Sensitization : When austenitic stainless steel is heated to between approximately 400 and 900*C, iron-chromium carbides precipitate along the grain boundaries and chromium is depleted near the grain boundaries below concentrations necessary for protection. Thus, the stainless steel becomes susceptible to intergranular corrosion, and partial disintegration of the weakened alloy may result. This phenomenon is called sensitization .

Stabilization : Elements such as titanium and tantalum, which preferentially form carbides, can be added to the stainless steel to preserve the level of chromium when the metal is exposed to elevated temperatures. This process is called stabilization .

Mechanical Properties of Stainless Steel Used in Orthodontic Wires Elastic Modulus : 179 GPa Yield Strength : 1.6 GPa Ultimate Tensile Strength : 2.1 GPa Number of 90* Cold Bends Without Fracture : 5

Heat Treatment of Stainless Steel Definition – It is the process of subjecting a metal to given controlled heat followed by sudden or gradual cooling to develop desired qualities in metal. This process is of 2 types : Softening heat treatment – annealing Hardening heat treatment – tempering

Annealing Effect of cold working like low ductility and distorted grains can be reversed by heat treatment called annealing. It consists of 3 stages : Recovery Recrystalization Grain Growth

1. Recovery – In this stage cold work properties begins to disappear. Slight decrease in tensile strength and no change in ductility is seen. Internal stresses incorporated in cold working are revealed but no change in microstructure is seen. Cold worked orthodontic appliances are subjected to this stage treatment to reduce warpage and distortion called as STESS RELIEF ANNEALING .

Recrystalization – Here old set of distorted grains are replaced by new set of distorted free grains. Material attains original ductility and strength. Grain Growth – Here grains start growing. Bigger the grains poorer the properties.

SOLDERING AND WELDING OF STAINLESS STEEL Soldering Stainless steel components are often joined by silver solders, which are alloys of silver, copper and zinc to which elements such as tin and indium may be added to lower the fusion temperature.
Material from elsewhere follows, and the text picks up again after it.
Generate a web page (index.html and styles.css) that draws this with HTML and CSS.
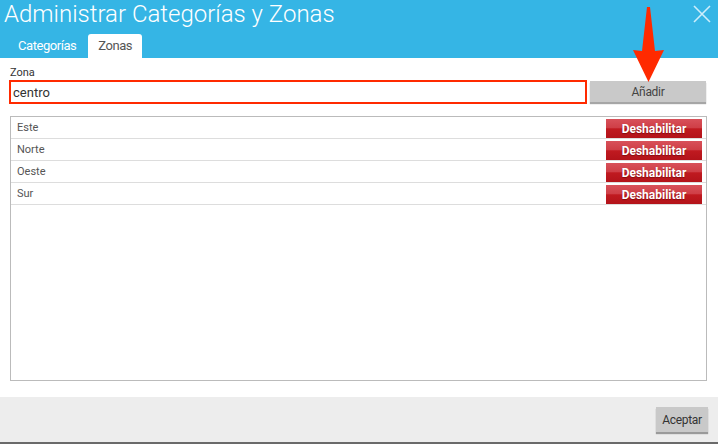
FILE: index.html
```html
<!DOCTYPE html>
<html lang="es">

<head>
  <meta charset="UTF-8" />
  <title>Administrar Categorías y Zonas</title>
  <meta name="viewport" content="width=device-width, initial-scale=1.0" />
  <link rel="stylesheet" href="styles.css">
</head>

<body>

  <div class="dialog">
    <div class="dialog-header">
      <div class="title-row">
        <h1>Administrar Categorías y Zonas</h1>
        <button class="close" aria-label="Cerrar">
          <svg width="18" height="18" viewBox="0 0 18 18">
            <path d="M1 1 L17 17 M17 1 L1 17" stroke="#cdeefb" stroke-width="1.6" fill="none" />
          </svg>
        </button>
      </div>
      <div class="tabs">
        <div class="tab">Categorías</div>
        <div class="tab active">Zonas</div>
      </div>
    </div>

    <div class="dialog-body">
      <label for="zona">Zona</label>
      <div class="add-row">
        <input type="text" id="zona" value="centro" />
        <button class="btn-gray">Añadir</button>
      </div>

      <div class="zone-list">
        <div class="zone-row">
          <span>Este</span>
          <button class="btn-red">Deshabilitar</button>
        </div>
        <div class="zone-row">
          <span>Norte</span>
          <button class="btn-red">Deshabilitar</button>
        </div>
        <div class="zone-row">
          <span>Oeste</span>
          <button class="btn-red">Deshabilitar</button>
        </div>
        <div class="zone-row">
          <span>Sur</span>
          <button class="btn-red">Deshabilitar</button>
        </div>
      </div>
    </div>

    <div class="dialog-footer">
      <button class="btn-gray accept">Aceptar</button>
    </div>
  </div>

  <!-- annotation arrow pointing at the add button -->
  <svg class="arrow" width="40" height="90" viewBox="0 0 40 90">
    <path d="M15 7 L18 7 L23 51 L32 50 L16.5 82 L1 50 L10 51 Z" fill="#ff2a00" />
  </svg>

</body>

</html>
```

FILE: styles.css
```css
* {
  box-sizing: border-box;
}

body {
  margin: 0;
  padding: 0;
  font-family: Roboto, "Liberation Sans", sans-serif;
  background-color: #fff;
  color: #333;
  width: 718px;
  height: 444px;
  position: relative;
  overflow: hidden;
}

.dialog {
  display: flex;
  flex-direction: column;
  height: 444px;
}

.dialog-header {
  background-color: #35b5e5;
  height: 58px;
  padding-left: 4px;
}

.title-row {
  display: flex;
  justify-content: space-between;
  align-items: flex-start;
}

h1 {
  margin: 0;
  font-size: 24px;
  font-weight: 300;
  line-height: 28px;
  color: #fff;
}

.close {
  background: none;
  border: none;
  padding: 0;
  margin: 5px 7px 0 0;
  width: 18px;
  height: 18px;
  cursor: pointer;
}

.close svg {
  display: block;
}

.tabs {
  display: flex;
  gap: 2px;
  margin-top: 6px;
  padding-left: 4px;
}

.tab {
  height: 24px;
  line-height: 24px;
  padding: 0 10px;
  font-size: 13px;
  letter-spacing: -0.45px;
  color: #fff;
  border-radius: 3px 3px 0 0;
}

.tab.active {
  background-color: #fff;
  color: #555;
}

.dialog-body {
  flex: 1;
  display: flex;
  flex-direction: column;
  padding: 8px 11px 16px 9px;
}

label {
  display: block;
  font-size: 11px;
  line-height: 13px;
  color: #333;
  padding-left: 1px;
  margin-bottom: 1px;
}

.add-row {
  display: flex;
  align-items: flex-start;
  gap: 3px;
  margin-bottom: 12px;
}

.add-row input {
  flex: 1;
  height: 24px;
  border: 2px solid #ff2a00;
  padding: 0 2px;
  font-family: inherit;
  font-size: 13px;
  color: #333;
  outline: none;
}

.btn-gray {
  background-color: #c9c9c9;
  border: none;
  font-family: inherit;
  font-size: 12px;
  letter-spacing: -0.3px;
  color: #444;
  cursor: pointer;
  box-shadow: 0 2px 1px rgba(0, 0, 0, 0.35);
}

.add-row .btn-gray {
  width: 116px;
  height: 21px;
  margin-top: 1px;
  margin-right: 1px;
}

.zone-list {
  flex: 1;
  margin-left: 1px;
  border: 1px solid #bbb;
}

.zone-row {
  display: flex;
  justify-content: space-between;
  align-items: flex-start;
  height: 22px;
  border-bottom: 1px solid #ddd;
  padding: 0 4px 0 6px;
  font-size: 11px;
  line-height: 21px;
  color: #555;
}

.btn-red {
  margin-top: 2px;
  width: 96px;
  height: 19px;
  border: none;
  padding: 0;
  font-family: inherit;
  font-size: 12px;
  font-weight: 700;
  color: #fff;
  text-shadow: 0 1px 1px rgba(80, 0, 0, 0.5);
  background: linear-gradient(#d8515a 0%, #cf3f47 45%, #c01a20 52%, #b3131a 100%);
  cursor: pointer;
}

.dialog-footer {
  height: 47px;
  background-color: #ededed;
  border-bottom: 2px solid #6a6a6a;
  display: flex;
  justify-content: flex-end;
  align-items: flex-start;
  padding: 10px 10px 0 0;
}

.accept {
  width: 52px;
  height: 25px;
  color: #333;
}

.arrow {
  position: absolute;
  left: 632px;
  top: 0;
}
```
Technical considerations for soldering A needle-like, nonluminous, gas-air flame is used to minimize annealing of metal surrounding the joint. The reducing zone of the flame should be used. The soldering should be observed in a shadow, against a black background, so that the temperature can be judged by the color of the work piece. The color should never exceed a dull red.

Procedure Prior to soldering, the parts are tack-welded for alignment during soldering procedure Flux is applied, the heavier-gauge part is heated first As soon as the flux fuses, the solder alloy is added Continue heating, until the solder flows around and within the joint Remove work immediately from heat source and quench in water

Welding Joining of two or more metal pieces directly under pressure without introduction of an intermediary or a filler material. Spot welding is used to join various components in orthodontics such as bands and brackets.

A large current is allowed to pass through a limited area on the overlapping metals to be welded. The resistance of the material to the flow of current produces intense localized heating and fusion of metals.

The welded area becomes susceptible to corrosion due to chromium carbide precipitation and loss of passivation. The grain structure is not affected. Increased weld increases the strength.